Forgent provides a suite of enterprise and personal products that automate and manage all aspects of the meeting process from audio and video conferencing to catering and personal availability. This product manages resources and schedules for both rooms and services managers. This product also enables automated video, audio and web conferencing, catering, equipment and/or technicians. When using Alliance Scheduler, all a meeting owner would have to do is walk in the room and all of their video conferences would be launched and the appropriate amenities would be delivered. These interfaces are all configurable to the enterprise, individual user, and the group to which that user belongs. Alliance Scheduler new meetings detail page, allows the user to pick rooms and people in a simple form.

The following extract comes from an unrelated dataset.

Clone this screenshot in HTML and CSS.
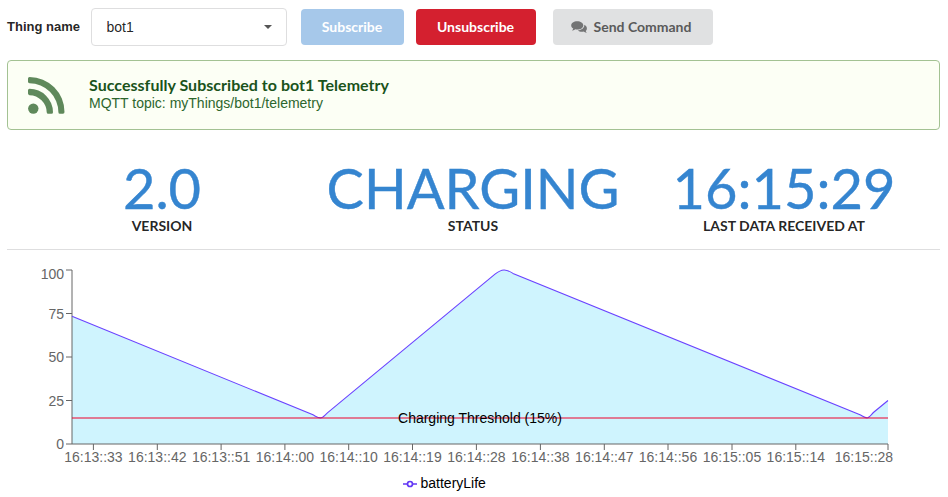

When the user clicks either the "New Meeting" button or on a space in the calendar, the new meeting details page comes up by default. The user can choose either to fill out this first page and simply hit "schedule," or to click the tab appropriate for the style of meeting they are scheduling, or to hit "next" to be guided through each step in the process. The next page in this dialog combines both the rooms and the attendees' availability. This is for people scheduling in environments with highly constrained resources or across time zones.

Alliance Scheduler room picker page, allows the user to see availability before commiting to resources. Like 95 percent of my work, I had the ability to lead this product design from start to finish, creating every word, icon and interaction in the product with extensive input from customers, support, sales, marketing and the development team. The interface is done entirely in html, xml and css. It sits on an asp engine on an SQL Server Database.







Overview of the Process

  1. Marketing Requirements Analysis - review and discussion of the requirements with the marketing team. Defining our target user, market, and the problem we are trying to solve.

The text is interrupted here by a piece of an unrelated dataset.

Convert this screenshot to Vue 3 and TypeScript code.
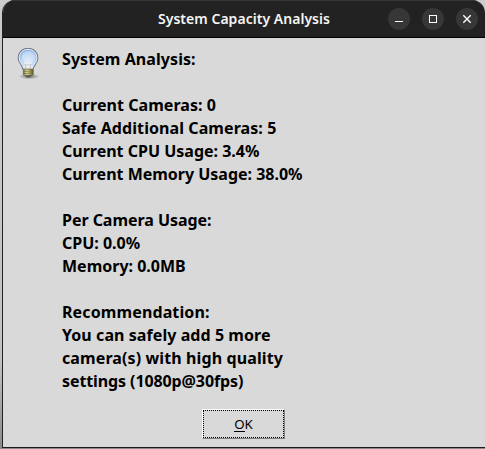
<script setup lang="ts">
interface Line {
  text: string
  tracking: number
}

const title = 'System Capacity Analysis'
const lines: Line[] = [
  { text: 'System Analysis:', tracking: 0.07 },
  { text: '', tracking: 0 },
  { text: 'Current Cameras: 0', tracking: 0.06 },
  { text: 'Safe Additional Cameras: 5', tracking: 0.08 },
  { text: 'Current CPU Usage: 3.4%', tracking: 0 },
  { text: 'Current Memory Usage: 38.0%', tracking: -0.01 },
  { text: '', tracking: 0 },
  { text: 'Per Camera Usage:', tracking: -0.04 },
  { text: 'CPU: 0.0%', tracking: 0 },
  { text: 'Memory: 0.0MB', tracking: 0 },
  { text: '', tracking: 0 },
  { text: 'Recommendation:', tracking: 0.12 },
  { text: 'You can safely add 5 more', tracking: 0.07 },
  { text: 'camera(s) with high quality', tracking: 0.11 },
  { text: 'settings (1080p@30fps)', tracking: -0.1 },
]
</script>

<template>
  <div class="desktop">
    <section class="window" role="dialog" :aria-label="title">
      <header class="titlebar">
        <h1 class="title">{{ title }}</h1>
        <nav class="controls">
          <button class="control" aria-label="Minimize">
            <svg width="22" height="22" viewBox="0 0 22 22"><rect x="7" y="13" width="8" height="1" fill="#fff" /></svg>
          </button>
          <button class="control" aria-label="Maximize">
            <svg width="22" height="22" viewBox="0 0 22 22"><rect x="7.5" y="7.5" width="7" height="7" fill="none" stroke="#fff" /></svg>
          </button>
          <button class="control" aria-label="Close">
            <svg width="22" height="22" viewBox="0 0 22 22"><path d="M7.300 7.300l7.400 7.400M14.700 7.300l-7.400 7.400" stroke="#fff" stroke-width="1.4" /></svg>
          </button>
        </nav>
      </header>
      <main class="body">
        <svg class="bulb" width="32" height="32" viewBox="0 0 32 32">
          <defs>
            <radialGradient id="glass" cx="50%" cy="65%" r="65%">
              <stop offset="0" stop-color="#e6effa" />
              <stop offset="0.5" stop-color="#bcd4f3" />
              <stop offset="1" stop-color="#7eaae4" />
            </radialGradient>
            <linearGradient id="brass" x1="0" x2="1" y1="0" y2="0">
              <stop offset="0" stop-color="#77713c" />
              <stop offset="0.35" stop-color="#eeeab0" />
              <stop offset="0.65" stop-color="#b5ad62" />
              <stop offset="1" stop-color="#5b5528" />
            </linearGradient>
            <radialGradient id="shade">
              <stop offset="0" stop-color="#000" stop-opacity="0.5" />
              <stop offset="1" stop-color="#000" stop-opacity="0" />
            </radialGradient>
          </defs>
          <g transform="translate(-0.6 -0.2) scale(1.04)">
            <ellipse cx="17" cy="27.500" rx="10" ry="2.800" fill="url(#shade)" />
            <path d="M16 0.500C10.200 0.500 6.500 4.500 6.500 9.700C6.500 14.500 10.300 16 11 20.500H21C21.700 16 25.500 14.500 25.500 9.700C25.500 4.500 21.800 0.500 16 0.500Z" fill="url(#glass)" stroke="#727780" />
            <path d="M16 1.500C10.900 1.500 7.500 5.200 7.500 9.700C7.500 14 11.200 15.500 12 19.800H20C20.800 15.500 24.500 14 24.500 9.700C24.500 5.200 21.100 1.500 16 1.500Z" fill="none" stroke="#f1f5fb" stroke-width="0.8" />
            <ellipse cx="16.500" cy="8.500" rx="6.500" ry="5.400" fill="#dce9f9" opacity="0.5" />
            <path d="M12.300 13C14 15 18 15 20 13L19.800 20H12.200Z" fill="#f0f1f2" opacity="0.8" />
            <path d="M14 20L13 15.500L15 17L16.300 15.500L17.500 17L19 15.500L18 20" fill="none" stroke="#b7b9bc" stroke-width="0.7" />
            <rect x="11.500" y="20.500" width="9.500" height="6" rx="1.200" fill="url(#brass)" stroke="#706a38" stroke-width="0.8" />
            <path d="M12 22.700l8.500 -0.500M12 24.700l8.500 -0.500" stroke="#67602e" stroke-width="0.7" />
            <path d="M13 26.500H19.500L18 28.500H14.500Z" fill="#5c5b55" />
          </g>
        </svg>
        <div class="message">
          <p v-for="(line, i) in lines" :key="i" class="line" :style="{ letterSpacing: line.tracking + 'px' }">{{ line.text }}</p>
        </div>
      </main>
      <footer class="footer">
        <button class="ok"><span class="focus"><span><span class="mnemonic">O</span>K</span></span></button>
      </footer>
    </section>
  </div>
</template>

<style>
body {
  overflow: hidden;
}
</style>

<style scoped>
.desktop {
  box-sizing: border-box;
  width: 485px;
  height: 449px;
  padding: 0 0 1px 2px;
  background: linear-gradient(#cccccc, #c2c2c2 80%, #8c898b);
}
.window {
  box-sizing: border-box;
  width: 483px;
  height: 448px;
  display: flex;
  flex-direction: column;
  border-left: 1px solid #222;
  border-bottom: 1px solid #1c1a1b;
  border-radius: 13px 13px 0 0;
  background: #d9d9d9;
  overflow: hidden;
}
.titlebar {
  box-sizing: border-box;
  height: 38px;
  flex: none;
  display: grid;
  grid-template-columns: 1fr 172px 1fr;
  align-items: center;
  background: #222;
  border-top: 1px solid #353535;
  border-bottom: 1px solid #000;
}
.title {
  grid-column: 2;
  margin: 0;
  white-space: nowrap;
  font: 600 14px/20px "Noto Sans", sans-serif;
  letter-spacing: 0.03px;
  color: #f5f5f5;
}
.controls {
  display: flex;
  justify-content: flex-end;
  gap: 12px;
  padding-right: 7px;
}
.control {
  width: 22px;
  height: 22px;
  padding: 0;
  border: 0;
  border-radius: 50%;
  background: #373737;
}
.control svg {
  display: block;
}
.body {
  display: flex;
  padding: 10px 0 0 9px;
}
.bulb {
  flex: none;
}
.message {
  margin-left: 18px;
}
.line {
  margin: 0;
  height: 23px;
  white-space: nowrap;
  font: 700 16px/23px "Noto Sans", sans-serif;
  color: #000;
}
.footer {
  display: flex;
  justify-content: center;
  margin-top: 16px;
  padding-right: 1px;
}
.ok {
  box-sizing: border-box;
  width: 83px;
  height: 30px;
  padding: 0;
  border: 1px solid;
  border-color: #fff #828282 #828282 #fff;
  background: #d9d9d9;
  font: 13.3px/18px "Noto Sans", sans-serif;
  color: #000;
}
.focus {
  box-sizing: border-box;
  display: flex;
  align-items: center;
  justify-content: center;
  width: 81px;
  height: 28px;
  border: 1px dotted #000;
}
.mnemonic {
  background: linear-gradient(#000, #000) 0 calc(100% - 1px) / 100% 1px no-repeat;
}
</style>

  2. Competitive Analysis - what is out in the marketplace that was perhaps missed, what are key design patterns in existing products?

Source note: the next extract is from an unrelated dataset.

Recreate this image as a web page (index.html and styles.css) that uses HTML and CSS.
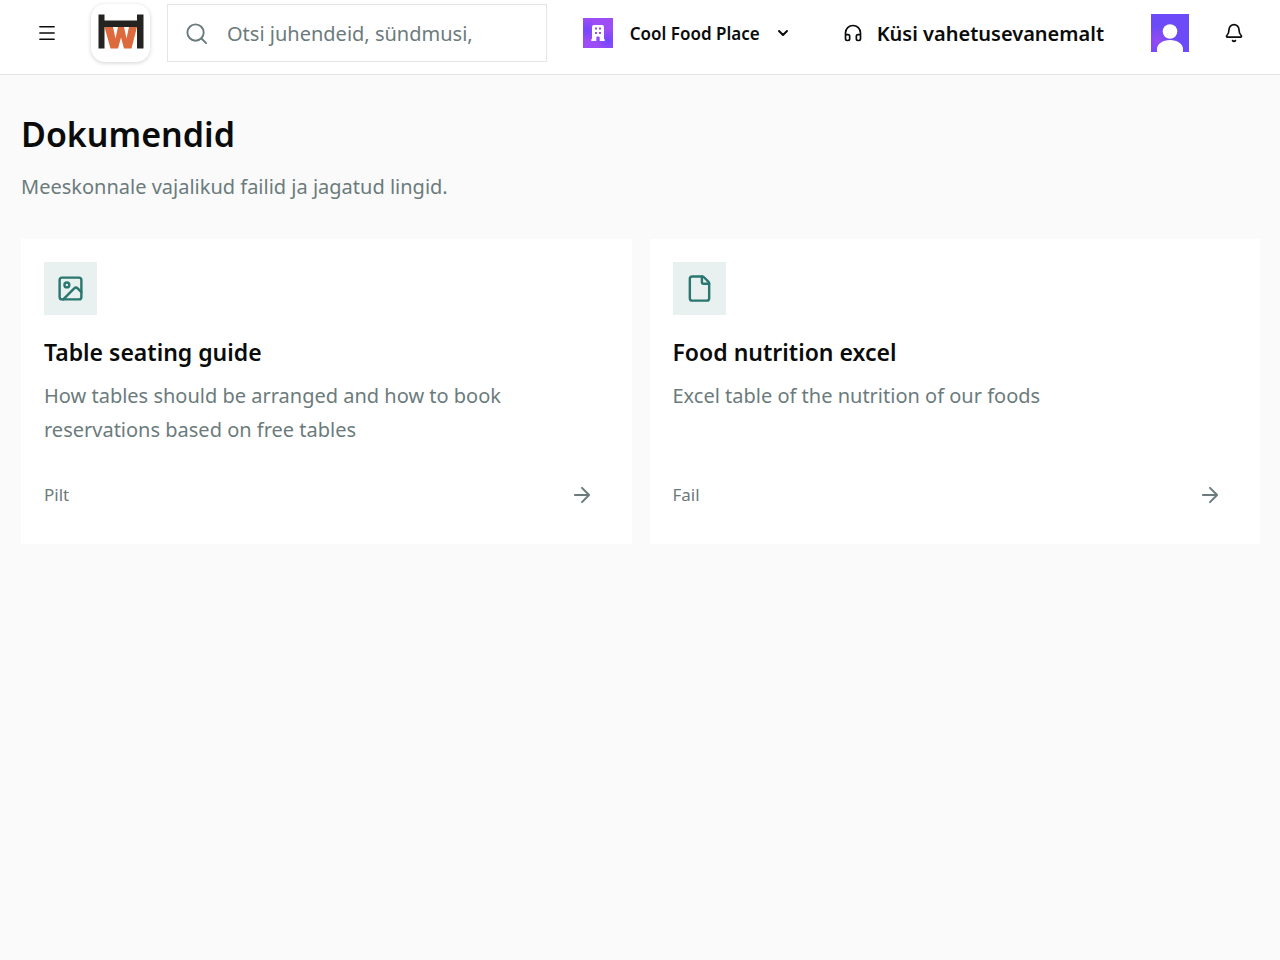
FILE: index.html
```html
<!DOCTYPE html>
<html lang="et">
<head>
  <meta charset="UTF-8">
  <meta name="viewport" content="width=device-width, initial-scale=1">
  <title>Dokumendid</title>
  <link rel="stylesheet" href="styles.css">
</head>
<body>

  <header class="topbar">
    <button type="button" class="icon-button menu-button" aria-label="Menüü">
      <svg class="icon" viewBox="0 0 24 24"><path d="M3.500 4.500h17M3.500 12h17M3.500 19.500h17"/></svg>
    </button>

    <a href="#" class="logo" aria-label="Avaleht">
      <svg viewBox="0 0 46 36">
        <path fill="#dd6a3c" d="M6.500 13h8.500l2.500 11.500L20 13h6l2.500 11.500L31 13h8l-5.500 21.500h-7.500L23 23.500l-3 11h-7.500z"/>
        <path fill="#242321" d="M.5.500h6V6.500H39V.500h6.500v34H39V13H6.500v21.500h-6z"/>
      </svg>
    </a>

    <label class="search">
      <svg class="icon search-icon" viewBox="0 0 24 24"><circle cx="11" cy="11" r="8.500"/><path d="m17.200 17.200 4.800 4.800"/></svg>
      <input type="search" placeholder="Otsi juhendeid, sündmusi," aria-label="Otsi">
    </label>

    <button type="button" class="org-button">
      <svg class="org-logo" viewBox="0 0 30 30">
        <defs>
          <radialGradient id="orgGlow">
            <stop offset="0" stop-color="#7047fa"/>
            <stop offset="1" stop-color="#7047fa" stop-opacity="0"/>
          </radialGradient>
        </defs>
        <path fill="#9d4df5" d="M0 0h30v30H0z"/>
        <circle cx="4" cy="12" r="11" fill="url(#orgGlow)"/>
        <circle cx="25" cy="23" r="12" fill="url(#orgGlow)"/>
        <path fill="#fff" fill-rule="evenodd" d="M11 7h8q2 0 2 2v11.500q0 .5.700.7v1.800h-5V19.500q0-1-1-1h-1.400q-1 0-1 1V23h-5v-1.800q.700-.2.700-.7V9q0-2 2-2zM12 9.500v2h2v-2zm4 0v2h2v-2zm-4 4.500v2h2v-2zm4 0v2h2v-2z"/>
      </svg>
      <span>Cool Food Place</span>
      <svg class="icon chevron" viewBox="0 0 14 14"><path d="m3 5 4 4 4-4"/></svg>
    </button>

    <button type="button" class="ask-button">
      <svg class="icon" viewBox="0 0 24 24"><path d="M3 14h3a2 2 0 0 1 2 2v3a2 2 0 0 1-2 2H5a2 2 0 0 1-2-2v-7a9 9 0 0 1 18 0v7a2 2 0 0 1-2 2h-1a2 2 0 0 1-2-2v-3a2 2 0 0 1 2-2h3"/></svg>
      <span>Küsi vahetusevanemalt</span>
    </button>

    <button type="button" class="icon-button avatar" aria-label="Profiil">
      <svg viewBox="0 0 38 38">
        <defs>
          <radialGradient id="avatarGlow">
            <stop offset="0" stop-color="#9549f4"/>
            <stop offset="1" stop-color="#9549f4" stop-opacity="0"/>
          </radialGradient>
        </defs>
        <path fill="#6c4af7" d="M0 0h38v38H0z"/>
        <circle cx="6" cy="27" r="15" fill="url(#avatarGlow)"/>
        <circle cx="19" cy="17.500" r="7.300" fill="#fff"/>
        <path fill="#fff" d="M6 38v-3c0-5 5.500-9 13-9s13 4 13 9v3z"/>
      </svg>
    </button>

    <button type="button" class="icon-button bell-button" aria-label="Teavitused">
      <svg class="icon" viewBox="0 0 24 24"><path d="M10.268 21a2 2 0 0 0 3.464 0"/><path d="M3.262 15.326A1 1 0 0 0 4 17h16a1 1 0 0 0 .740-1.673C19.410 13.956 18 12.499 18 8A6 6 0 0 0 6 8c0 4.499-1.411 5.956-2.738 7.326"/></svg>
    </button>
  </header>

  <main class="page">
    <h1>Dokumendid</h1>
    <p class="subtitle">Meeskonnale vajalikud failid ja jagatud lingid.</p>

    <div class="documents">
      <a href="#" class="card">
        <span class="card-icon">
          <svg class="icon" viewBox="0 0 24 24"><rect x="3" y="3" width="18" height="18" rx="2"/><circle cx="9" cy="9" r="2"/><path d="m21 15-3.086-3.086a2 2 0 0 0-2.828 0L6 21"/></svg>
        </span>
        <h2>Table seating guide</h2>
        <p>How tables should be arranged and how to book reservations based on free tables</p>
        <span class="card-footer">
          Pilt
          <svg class="icon arrow" viewBox="0 0 24 24"><path d="M3.500 12h17M12 3.500l8.500 8.500-8.500 8.500"/></svg>
        </span>
      </a>

      <a href="#" class="card">
        <span class="card-icon">
          <svg class="icon" viewBox="0 0 24 24"><path d="M6 22a2 2 0 0 1-2-2V4a2 2 0 0 1 2-2h8a2.400 2.400 0 0 1 1.704.706l3.588 3.588A2.400 2.400 0 0 1 20 8v12a2 2 0 0 1-2 2z"/><path d="M14 2v5a1 1 0 0 0 1 1h5"/></svg>
        </span>
        <h2>Food nutrition excel</h2>
        <p>Excel table of the nutrition of our foods</p>
        <span class="card-footer">
          Fail
          <svg class="icon arrow" viewBox="0 0 24 24"><path d="M3.500 12h17M12 3.500l8.500 8.500-8.500 8.500"/></svg>
        </span>
      </a>
    </div>
  </main>

</body>
</html>
```
FILE: styles.css
```css
* {
  margin: 0;
  padding: 0;
  box-sizing: border-box;
}

body {
  background-color: #fafafa;
  color: #0a0c0c;
  font-family: "Noto Sans", sans-serif;
  font-size: 20px;
  min-height: 100vh;
}

button {
  background: none;
  border: none;
  color: inherit;
  font-family: inherit;
  cursor: pointer;
}

svg {
  display: block;
  flex-shrink: 0;
}

.icon {
  width: 20px;
  height: 20px;
  fill: none;
  stroke: currentColor;
  stroke-width: 2;
  stroke-linecap: round;
  stroke-linejoin: round;
}

.topbar {
  display: flex;
  align-items: center;
  background-color: #fff;
  border-bottom: 1px solid #e2e6e6;
  padding: 4px 24px 12px 25px;
}

.icon-button {
  display: flex;
  align-items: center;
  justify-content: center;
  flex-shrink: 0;
  width: 44px;
  height: 44px;
}

.menu-button {
  margin-right: 22px;
}

.logo {
  display: flex;
  align-items: center;
  justify-content: center;
  width: 59px;
  height: 58px;
  margin-right: 17px;
  border-radius: 14px;
  background-color: #fff;
  box-shadow: 0 1px 4px rgba(0, 0, 0, 0.18);
}

.logo svg {
  width: 46px;
  height: 36px;
  margin-bottom: 2px;
}

.search {
  display: flex;
  align-items: center;
  flex: 1;
  min-width: 0;
  height: 58px;
  padding: 0 17px;
  gap: 19px;
  border: 1px solid #e2e6e6;
  color: #6b7b7c;
}

.search-icon {
  width: 23px;
  height: 23px;
}

.search input {
  flex: 1;
  min-width: 0;
  border: none;
  outline: none;
  background: none;
  font-family: inherit;
  font-size: 20px;
  color: #0a0c0c;
}

.search input::placeholder {
  color: #6b7b7c;
  opacity: 1;
}

.org-button {
  display: flex;
  align-items: center;
  margin-left: 36px;
  font-size: 17px;
  font-weight: 600;
  white-space: nowrap;
}

.org-logo {
  width: 30px;
  height: 30px;
  margin-right: 17px;
}

.chevron {
  width: 14px;
  height: 14px;
  margin-left: 16px;
}

.ask-button {
  display: flex;
  align-items: center;
  gap: 14px;
  margin-left: 53px;
  font-size: 20px;
  font-weight: 600;
  white-space: nowrap;
}

.avatar {
  margin: 0 20px 0 44px;
}

.avatar svg {
  width: 38px;
  height: 38px;
}

.page {
  padding: 32px 20px 32px 21px;
}

h1 {
  font-size: 34px;
  font-weight: 600;
  line-height: 54px;
}

.subtitle {
  margin-top: 9px;
  color: #6b7b7c;
  line-height: 34px;
}

.documents {
  display: grid;
  grid-template-columns: 1fr 1fr;
  gap: 18px;
  margin-top: 35px;
}

.card {
  display: flex;
  flex-direction: column;
  background-color: #fff;
  color: inherit;
  padding: 23px;
  text-decoration: none;
}

.card-icon {
  display: flex;
  align-items: center;
  justify-content: center;
  width: 53px;
  height: 53px;
  background-color: #e9f1f0;
  color: #29776f;
}

.card-icon .icon {
  width: 29px;
  height: 29px;
}

.card h2 {
  margin-top: 19px;
  font-size: 23px;
  font-weight: 600;
  line-height: 36px;
}

.card p {
  margin-top: 9px;
  color: #6b7b7c;
  line-height: 34px;
}

.card-footer {
  display: flex;
  align-items: center;
  justify-content: space-between;
  margin-top: auto;
  padding: 33px 17px 11px 0;
  color: #6b7b7c;
  font-size: 17px;
  line-height: 30px;
}

.arrow {
  stroke-width: 2.400;
}

@media (max-width: 900px) {
  .topbar {
    flex-wrap: wrap;
  }

  .documents {
    grid-template-columns: 1fr;
  }
}
```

  3. Product Gap Analysis - performed and shared with the key developers on the team for staffing, schedule building and planning purposes.
  4. Ideation on Whiteboards - this was done with the key developers on the team in order to have them involved to discuss what we think the product is and how we would conceptually divide the information.
  5. Paper Prototypes - done as a response to the whiteboard and discussion sessions, typical turn around of about 2 days depending on the scope of the product.
  6. Review of Paper Prototypes - performed immediately with all the key stakeholders to be sure that the product direction is correct. Developers are often researching technologies and architectures to pursue and dividing up key coding areas. It is preferable to also review these with users, but due to time and money constraints we waited until the Photoshop prototype to test the product.
  7. Screenshot Prototypes (Photoshop or Fireworks) - once the paper prototypes are approved by the team, then I spend about a day to come up with a design that most appropriately captures the product market and functionality. Depending on when the meeting is to be scheduled with all the key stakeholders, I prototype 3-5 key screens.
  8. Review of Screenshots - This can done either in a formal meeting or over email discussions, luckily the team really liked the design that was posted and the official meeting lasted about 2 minutes. This is an important step because at this point on, all of the further screens are based on that design.
  9. Updating Screenshots - I begin applying the design to the major interactive flows in the product, giving a good outline of the product.
  10. User Testing of Screenshots with both Europe and the United States - either the developers or myself, depending on the size and skill level of the team starts to build the prototype framework for the product while user testing happens. This is an iterative process where I gather the feedback and digest it for the team as a whole to decide if we are going to make changes or not. Because of the upfront paper prototype work and user testing happened early enough in the design of the product, we integrated all major user suggestions.
  11. Updating Designs - As user and developer feedback comes in, we update the designs and further define finer interactions. This is usually the time that functionality is cut because of time, functionality is added from either sales or marketing, and interactions have to be changed due to development constraints. I am also preparing materials with documentation and marcom to release the product. Often I begin on the next product while development is still coding the previous product. About 20% of my daily time at this point is spent on the old design, however when major changes happen I am pulled back often for several days.